By Nathan Salant     May 30, 2016 in Sports
Flushing - The New York Mets baseball team has formally complained to league officials about what they suspect was another team's use of advanced electronics to better position players on the field.
The Mets say the Los Angeles Dodgers used a laser range finder, similar to a global positioning system, to advise its players of optimal places to stand for defending against each batter during a game between the teams on May 27, the start of a three-game series.
"We observed some members of the Dodgers organization using technology to establish defensive positions, presumably for use during the game," Alderson told sports website ESPN on Saturday.

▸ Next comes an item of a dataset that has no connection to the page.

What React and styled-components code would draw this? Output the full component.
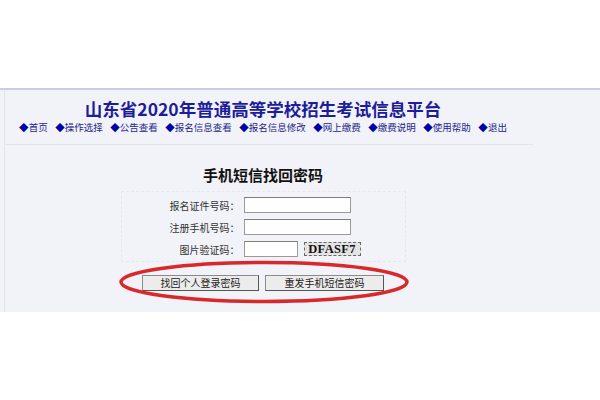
import React from "react";
import styled, { createGlobalStyle } from "styled-components";

const Global = createGlobalStyle`
  html, body {
    margin: 0;
    padding: 0;
    background: #ffffff;
  }
  body {
    font-family: "Noto Sans CJK SC", "Noto Sans", sans-serif;
    width: 600px;
    height: 400px;
    overflow: hidden;
  }
`;

const TopSpace = styled.div`
  height: 88px;
  background: #ffffff;
`;

const Panel = styled.div`
  height: 222px;
  border-top: 2px solid #c9cedf;
  background: #f2f3f8;
`;

const Column = styled.div`
  margin-left: 4px;
  width: 516px;
  height: 100%;
  border-left: 1px solid #e3e5ee;
  display: flex;
  flex-direction: column;
  align-items: center;
`;

const Header = styled.div`
  align-self: stretch;
  margin-right: -12px;
  padding: 9px 12px 10px 0;
  border-bottom: 1px solid #e2e4ec;
  display: flex;
  flex-direction: column;
  align-items: center;
`;

const Title = styled.h1`
  margin: 0;
  font-size: 17.5px;
  line-height: 20px;
  font-weight: 700;
  color: #1d1d9b;
  white-space: nowrap;
`;

const Nav = styled.div`
  margin-top: 1px;
  display: flex;
  gap: 7.5px;
  font-size: 9.5px;
  line-height: 14px;
  white-space: nowrap;
`;

const NavItem = styled.a`
  color: #24248c;
  text-decoration: none;
  &::before {
    content: "◆";
    color: #0000a8;
  }
`;

const FormTitle = styled.h2`
  margin: 21px 0 0;
  font-size: 15px;
  line-height: 18px;
  font-weight: 700;
  color: #111111;
`;

const FormBox = styled.div`
  margin-top: 7px;
  width: 283px;
  padding: 2px 0 1px;
  border: 1px dashed #e6e8ef;
  display: grid;
  grid-template-columns: 118px 1fr;
  grid-auto-rows: 22px;
  column-gap: 4px;
  align-items: center;
`;

const Label = styled.label`
  text-align: right;
  font-size: 10px;
  color: #333333;
  white-space: nowrap;
`;

const Field = styled.div`
  display: flex;
  align-items: center;
  gap: 6px;
`;

const Input = styled.input`
  box-sizing: border-box;
  width: ${(p) => p.$w}px;
  height: 16px;
  margin: 0;
  padding: 0 2px;
  border: 1px solid #9a9a9a;
  border-top-color: #7d7d7d;
  background: #ffffff;
`;

const Captcha = styled.span`
  box-sizing: border-box;
  width: 57px;
  height: 14px;
  border: 1px dashed #6a6a6a;
  background: #e4e4e4;
  font-family: "Liberation Serif", serif;
  font-weight: 700;
  font-size: 12.5px;
  line-height: 12px;
  color: #111111;
  text-align: center;
  letter-spacing: 0.3px;
`;

const ButtonRow = styled.div`
  position: relative;
  margin-top: 13px;
  display: flex;
  gap: 6px;
`;

const Button = styled.button`
  box-sizing: border-box;
  width: ${(p) => p.$w}px;
  height: 16px;
  margin: 0;
  padding: 0;
  border: 1px solid #8a8a8a;
  border-right-color: #555555;
  border-bottom-color: #555555;
  background: #ececec;
  font-family: "Noto Sans CJK SC", sans-serif;
  font-size: 10px;
  line-height: 14px;
  color: #222222;
`;

const Ring = styled.svg`
  position: absolute;
  left: -24px;
  top: -15px;
  pointer-events: none;
`;

const navItems = [
  "首页",
  "操作选择",
  "公告查看",
  "报名信息查看",
  "报名信息修改",
  "网上缴费",
  "缴费说明",
  "使用帮助",
  "退出",
];

export default function App() {
  return (
    <>
      <Global />
      <TopSpace />
      <Panel>
        <Column>
          <Header>
            <Title>山东省2020年普通高等学校招生考试信息平台</Title>
            <Nav>
              {navItems.map((item) => (
                <NavItem key={item} href="#">
                  {item}
                </NavItem>
              ))}
            </Nav>
          </Header>

          <FormTitle>手机短信找回密码</FormTitle>
          <FormBox>
            <Label>报名证件号码：</Label>
            <Field>
              <Input $w={107} />
            </Field>
            <Label>注册手机号码：</Label>
            <Field>
              <Input $w={107} />
            </Field>
            <Label>图片验证码：</Label>
            <Field>
              <Input $w={54} />
              <Captcha>DFASF7</Captcha>
            </Field>
          </FormBox>

          <ButtonRow>
            <Button $w={117}>找回个人登录密码</Button>
            <Button $w={119}>重发手机短信密码</Button>
            <Ring width="292" height="44" viewBox="0 0 292 44">
              <ellipse
                cx="146"
                cy="22"
                rx="143"
                ry="19.5"
                fill="none"
                stroke="#d8282c"
                strokeWidth="3.5"
              />
            </Ring>
          </ButtonRow>
        </Column>
      </Panel>
    </>
  );
}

"We weren't sure that was appropriate," Alderson said.
The Dodgers acknowledge using advanced systems to train its ballplayers, but deny using electronics during actual games.
"No. 1, we do a lot with analytics and preparing our fielders," Dodgers manager Dave Roberts told ESPN.
"As far as a laser in-game, that has never been the case nor will it ever, unless it is allowed by Major League Baseball, which I don't foresee," he said.
Major League Baseball will likely investigate and could eventually change its current policy prohibiting the use of advanced electronics, including cell phones, during games.
In fact, one of the allegations relayed by the Mets to league headquarters concerned alleged cell phone use by Dodgers infielder Howie Kendrick, which he promptly denied.
Before the game even started, the Mets refused to allow the Dodgers to paint marks for its players on the outfield grass at Citi Field, the New York team's home field since 2009.
"We had gotten the report they were painting spots on our outfield, which they do in Dodger Stadium," Mets manager Terry Collins said.
"You just don't go paint somebody else's field," he said.
But the Dodgers paint such marks in its home field, Dodger Stadium in Los Angeles, and reportedly allows other teams to leave marks, too, ESPN said.
Roberts said he was not unhappy with the Mets for refusing to allow the field to be marked.
"They declined, which is their prerogative, so we made other adjustments," Roberts said.
"There is no threat to mess up the field and dig up their field; it's something that in baseball, where positioning has become a top priority, everyone is doing," he said.
Alderson said he understood the need for better defensive positioning but said marking another team's field was over the top.
"Defensive positioning is a big part of the game these days," Alderson said.
"But marking the field seemed to go beyond the rule book," he said.
The Dodgers also use laminated cards to give outfielders advice about where to position themselves for whomever is at bat, but the Mets did not complain about that.
Dodgers outfielder Trayce Thompson told ESPN that the cards only had basic information about each hitter's tendencies, and said he rarely looks at a card after the opposing team bats for the first time.
"It's a positioning card," Roberts said.
"it's just a reference for the outfielders to use to be in the right spots versus a particular hitter," he said.
Kendrick refused to comment about defensive positioning in the outfield and sarcastically denied allegations about using a phone on the field.
"If they think I have a cell phone, let them think I have a cell phone," he said.